Find every line below that contains the word "index" and copy it out.

• **PROVIDED MATERIAL**:
---
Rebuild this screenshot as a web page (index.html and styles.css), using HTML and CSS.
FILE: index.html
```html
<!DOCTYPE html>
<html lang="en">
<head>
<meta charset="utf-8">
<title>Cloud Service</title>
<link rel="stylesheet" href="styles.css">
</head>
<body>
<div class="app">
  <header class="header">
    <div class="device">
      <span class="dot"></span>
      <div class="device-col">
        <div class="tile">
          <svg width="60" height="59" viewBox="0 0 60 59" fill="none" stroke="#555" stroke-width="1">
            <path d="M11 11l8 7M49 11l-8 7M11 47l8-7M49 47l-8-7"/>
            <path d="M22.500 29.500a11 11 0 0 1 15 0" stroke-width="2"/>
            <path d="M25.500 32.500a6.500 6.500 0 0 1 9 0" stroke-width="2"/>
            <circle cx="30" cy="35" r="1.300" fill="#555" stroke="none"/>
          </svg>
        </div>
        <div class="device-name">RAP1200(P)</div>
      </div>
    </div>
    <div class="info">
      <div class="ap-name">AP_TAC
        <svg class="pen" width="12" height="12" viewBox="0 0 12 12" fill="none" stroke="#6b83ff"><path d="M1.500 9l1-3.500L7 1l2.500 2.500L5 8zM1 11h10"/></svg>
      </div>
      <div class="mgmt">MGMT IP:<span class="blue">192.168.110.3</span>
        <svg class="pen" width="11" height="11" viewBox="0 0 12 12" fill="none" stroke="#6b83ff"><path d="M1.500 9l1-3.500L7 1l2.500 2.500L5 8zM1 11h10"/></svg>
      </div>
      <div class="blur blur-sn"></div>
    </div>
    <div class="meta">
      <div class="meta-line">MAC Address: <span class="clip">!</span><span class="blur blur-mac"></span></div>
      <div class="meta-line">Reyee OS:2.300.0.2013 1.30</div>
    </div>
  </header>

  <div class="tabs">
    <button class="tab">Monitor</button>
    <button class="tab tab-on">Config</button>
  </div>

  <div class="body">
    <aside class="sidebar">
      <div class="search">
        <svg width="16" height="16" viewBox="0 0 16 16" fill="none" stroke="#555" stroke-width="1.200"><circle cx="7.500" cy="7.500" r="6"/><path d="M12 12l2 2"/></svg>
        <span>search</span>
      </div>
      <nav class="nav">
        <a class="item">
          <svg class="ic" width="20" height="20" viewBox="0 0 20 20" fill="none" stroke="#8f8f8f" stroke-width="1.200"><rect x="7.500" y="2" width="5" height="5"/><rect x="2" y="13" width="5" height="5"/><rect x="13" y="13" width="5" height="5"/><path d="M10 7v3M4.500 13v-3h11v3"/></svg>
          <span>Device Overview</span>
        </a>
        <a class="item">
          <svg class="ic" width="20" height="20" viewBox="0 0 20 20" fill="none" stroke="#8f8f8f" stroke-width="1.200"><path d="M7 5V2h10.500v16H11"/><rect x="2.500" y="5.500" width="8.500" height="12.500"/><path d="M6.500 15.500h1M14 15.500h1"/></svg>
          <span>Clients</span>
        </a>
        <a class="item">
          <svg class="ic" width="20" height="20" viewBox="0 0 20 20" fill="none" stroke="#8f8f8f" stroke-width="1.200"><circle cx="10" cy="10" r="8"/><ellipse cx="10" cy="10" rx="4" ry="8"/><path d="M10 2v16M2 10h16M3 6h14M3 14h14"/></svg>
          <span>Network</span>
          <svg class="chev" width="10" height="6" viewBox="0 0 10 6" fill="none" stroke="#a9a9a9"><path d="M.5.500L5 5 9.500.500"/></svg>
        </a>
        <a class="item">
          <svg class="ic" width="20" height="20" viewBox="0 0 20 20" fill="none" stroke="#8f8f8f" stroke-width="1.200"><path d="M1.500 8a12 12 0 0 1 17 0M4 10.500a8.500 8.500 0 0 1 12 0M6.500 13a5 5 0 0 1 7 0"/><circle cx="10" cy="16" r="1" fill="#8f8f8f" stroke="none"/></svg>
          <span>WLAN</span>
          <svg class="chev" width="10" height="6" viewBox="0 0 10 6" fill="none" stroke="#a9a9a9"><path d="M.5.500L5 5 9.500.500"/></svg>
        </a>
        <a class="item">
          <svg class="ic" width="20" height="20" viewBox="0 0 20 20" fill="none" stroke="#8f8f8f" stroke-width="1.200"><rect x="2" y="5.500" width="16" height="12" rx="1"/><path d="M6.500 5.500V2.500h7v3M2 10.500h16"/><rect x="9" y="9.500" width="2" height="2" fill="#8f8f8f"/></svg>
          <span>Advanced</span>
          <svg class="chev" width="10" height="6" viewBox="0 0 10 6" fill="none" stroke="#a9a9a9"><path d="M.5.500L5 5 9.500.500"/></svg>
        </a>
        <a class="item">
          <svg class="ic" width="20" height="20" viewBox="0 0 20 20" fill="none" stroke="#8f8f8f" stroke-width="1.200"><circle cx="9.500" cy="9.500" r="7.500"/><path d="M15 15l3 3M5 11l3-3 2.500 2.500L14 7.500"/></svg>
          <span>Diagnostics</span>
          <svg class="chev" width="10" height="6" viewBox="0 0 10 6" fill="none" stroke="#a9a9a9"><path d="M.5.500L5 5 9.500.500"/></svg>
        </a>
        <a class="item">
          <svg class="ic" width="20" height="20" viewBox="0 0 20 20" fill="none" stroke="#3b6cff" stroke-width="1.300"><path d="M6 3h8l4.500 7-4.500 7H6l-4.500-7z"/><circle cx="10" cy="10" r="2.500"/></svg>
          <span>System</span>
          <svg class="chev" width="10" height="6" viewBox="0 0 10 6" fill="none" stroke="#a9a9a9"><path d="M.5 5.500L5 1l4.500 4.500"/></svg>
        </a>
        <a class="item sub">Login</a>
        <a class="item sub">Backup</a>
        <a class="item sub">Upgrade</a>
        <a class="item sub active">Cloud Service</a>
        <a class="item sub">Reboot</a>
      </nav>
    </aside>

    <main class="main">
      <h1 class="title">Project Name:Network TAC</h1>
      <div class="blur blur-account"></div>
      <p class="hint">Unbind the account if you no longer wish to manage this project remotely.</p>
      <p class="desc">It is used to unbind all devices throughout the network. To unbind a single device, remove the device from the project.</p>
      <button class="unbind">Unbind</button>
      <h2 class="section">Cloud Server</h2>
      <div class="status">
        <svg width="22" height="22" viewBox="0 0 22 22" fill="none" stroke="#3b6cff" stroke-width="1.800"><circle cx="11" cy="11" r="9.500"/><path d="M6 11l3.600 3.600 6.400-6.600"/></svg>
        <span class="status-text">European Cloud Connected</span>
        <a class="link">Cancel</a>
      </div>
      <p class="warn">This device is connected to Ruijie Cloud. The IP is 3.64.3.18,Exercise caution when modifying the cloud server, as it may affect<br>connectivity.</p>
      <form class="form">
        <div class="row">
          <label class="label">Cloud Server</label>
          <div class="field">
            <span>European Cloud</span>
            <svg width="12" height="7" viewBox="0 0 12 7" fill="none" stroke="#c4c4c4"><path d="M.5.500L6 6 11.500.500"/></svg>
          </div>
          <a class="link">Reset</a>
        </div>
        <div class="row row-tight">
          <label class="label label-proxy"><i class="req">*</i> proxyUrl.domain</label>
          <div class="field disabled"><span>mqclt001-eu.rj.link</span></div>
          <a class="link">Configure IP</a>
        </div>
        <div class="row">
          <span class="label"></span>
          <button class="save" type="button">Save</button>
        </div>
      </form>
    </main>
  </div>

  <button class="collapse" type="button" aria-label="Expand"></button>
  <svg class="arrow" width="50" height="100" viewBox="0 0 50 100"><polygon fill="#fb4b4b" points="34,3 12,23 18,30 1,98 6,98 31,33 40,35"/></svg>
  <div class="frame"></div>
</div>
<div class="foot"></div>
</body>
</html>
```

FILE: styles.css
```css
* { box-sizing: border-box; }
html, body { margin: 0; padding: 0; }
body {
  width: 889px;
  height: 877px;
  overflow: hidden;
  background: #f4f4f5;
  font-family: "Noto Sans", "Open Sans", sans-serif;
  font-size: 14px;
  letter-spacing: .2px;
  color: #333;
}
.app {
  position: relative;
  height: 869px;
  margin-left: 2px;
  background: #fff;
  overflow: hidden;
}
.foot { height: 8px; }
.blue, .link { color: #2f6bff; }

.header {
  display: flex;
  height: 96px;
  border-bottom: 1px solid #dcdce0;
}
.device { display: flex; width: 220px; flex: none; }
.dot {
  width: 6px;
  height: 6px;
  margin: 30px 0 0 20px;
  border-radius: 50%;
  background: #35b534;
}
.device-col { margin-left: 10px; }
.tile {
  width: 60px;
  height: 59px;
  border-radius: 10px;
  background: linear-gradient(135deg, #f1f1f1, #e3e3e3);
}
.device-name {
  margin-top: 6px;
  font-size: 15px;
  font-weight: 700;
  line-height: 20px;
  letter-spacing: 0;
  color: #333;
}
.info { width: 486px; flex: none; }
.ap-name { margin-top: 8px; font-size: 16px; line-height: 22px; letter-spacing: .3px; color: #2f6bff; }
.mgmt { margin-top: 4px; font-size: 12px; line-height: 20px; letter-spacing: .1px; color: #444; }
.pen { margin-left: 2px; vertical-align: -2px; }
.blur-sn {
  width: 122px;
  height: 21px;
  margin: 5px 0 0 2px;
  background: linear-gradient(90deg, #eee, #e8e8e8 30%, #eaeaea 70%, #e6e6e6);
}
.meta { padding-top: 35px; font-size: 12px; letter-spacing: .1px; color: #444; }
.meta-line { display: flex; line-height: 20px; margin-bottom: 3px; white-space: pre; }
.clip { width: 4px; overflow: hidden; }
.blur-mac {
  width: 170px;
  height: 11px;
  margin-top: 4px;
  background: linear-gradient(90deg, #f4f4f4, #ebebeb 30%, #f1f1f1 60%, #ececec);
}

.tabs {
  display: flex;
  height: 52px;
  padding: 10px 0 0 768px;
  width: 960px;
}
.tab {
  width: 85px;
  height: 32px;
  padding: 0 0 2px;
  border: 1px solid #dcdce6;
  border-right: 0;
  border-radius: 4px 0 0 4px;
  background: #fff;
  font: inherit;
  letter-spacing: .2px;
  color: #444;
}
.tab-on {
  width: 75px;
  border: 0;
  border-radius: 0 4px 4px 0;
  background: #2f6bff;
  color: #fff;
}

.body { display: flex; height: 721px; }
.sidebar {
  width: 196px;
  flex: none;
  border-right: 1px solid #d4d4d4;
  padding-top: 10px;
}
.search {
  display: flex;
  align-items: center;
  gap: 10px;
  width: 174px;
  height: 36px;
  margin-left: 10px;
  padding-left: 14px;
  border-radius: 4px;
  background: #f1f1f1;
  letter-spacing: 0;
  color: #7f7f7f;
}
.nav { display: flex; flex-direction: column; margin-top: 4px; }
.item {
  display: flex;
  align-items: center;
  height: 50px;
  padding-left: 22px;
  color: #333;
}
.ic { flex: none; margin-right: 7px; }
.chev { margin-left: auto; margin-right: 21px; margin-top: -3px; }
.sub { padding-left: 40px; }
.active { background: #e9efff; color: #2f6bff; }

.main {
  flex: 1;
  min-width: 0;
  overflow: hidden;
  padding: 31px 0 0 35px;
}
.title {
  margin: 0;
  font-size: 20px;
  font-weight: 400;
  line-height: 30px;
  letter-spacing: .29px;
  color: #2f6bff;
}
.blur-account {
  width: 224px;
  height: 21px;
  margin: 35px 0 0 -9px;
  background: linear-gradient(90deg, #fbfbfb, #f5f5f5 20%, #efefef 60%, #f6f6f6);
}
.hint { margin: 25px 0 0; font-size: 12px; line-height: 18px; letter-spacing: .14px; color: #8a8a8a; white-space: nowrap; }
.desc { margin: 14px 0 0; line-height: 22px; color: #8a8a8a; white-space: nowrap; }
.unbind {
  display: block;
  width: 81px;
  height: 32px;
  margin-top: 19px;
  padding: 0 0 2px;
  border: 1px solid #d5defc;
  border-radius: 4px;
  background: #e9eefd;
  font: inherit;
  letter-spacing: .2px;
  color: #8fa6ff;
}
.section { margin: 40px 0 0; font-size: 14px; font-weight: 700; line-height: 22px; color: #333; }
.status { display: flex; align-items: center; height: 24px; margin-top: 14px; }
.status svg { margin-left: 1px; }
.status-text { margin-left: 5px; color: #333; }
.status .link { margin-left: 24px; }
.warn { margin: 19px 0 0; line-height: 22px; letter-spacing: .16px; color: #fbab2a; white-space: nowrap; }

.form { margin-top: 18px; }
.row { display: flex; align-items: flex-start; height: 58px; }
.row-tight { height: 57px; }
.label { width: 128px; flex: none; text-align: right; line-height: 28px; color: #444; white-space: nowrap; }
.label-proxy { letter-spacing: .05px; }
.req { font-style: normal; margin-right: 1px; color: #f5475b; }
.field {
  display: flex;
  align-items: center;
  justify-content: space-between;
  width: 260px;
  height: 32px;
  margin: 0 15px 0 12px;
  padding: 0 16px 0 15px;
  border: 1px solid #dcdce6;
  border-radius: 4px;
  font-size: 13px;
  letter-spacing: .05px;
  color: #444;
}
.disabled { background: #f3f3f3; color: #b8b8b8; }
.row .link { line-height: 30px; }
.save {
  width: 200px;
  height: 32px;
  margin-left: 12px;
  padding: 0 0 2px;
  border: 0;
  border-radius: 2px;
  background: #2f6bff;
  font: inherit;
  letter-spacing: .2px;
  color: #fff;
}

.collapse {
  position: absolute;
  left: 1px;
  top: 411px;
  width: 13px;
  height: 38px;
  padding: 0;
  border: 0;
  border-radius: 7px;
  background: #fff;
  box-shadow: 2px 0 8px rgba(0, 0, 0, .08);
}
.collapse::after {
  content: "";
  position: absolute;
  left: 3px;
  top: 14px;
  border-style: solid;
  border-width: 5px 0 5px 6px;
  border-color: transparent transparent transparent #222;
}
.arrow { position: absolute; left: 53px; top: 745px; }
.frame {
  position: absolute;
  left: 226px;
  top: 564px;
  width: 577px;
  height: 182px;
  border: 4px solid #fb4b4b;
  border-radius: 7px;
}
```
---
• **RESPONSE TO THE EXERCISE**:
Rebuild this screenshot as a web page (index.html and styles.css), using HTML and CSS.
FILE: index.html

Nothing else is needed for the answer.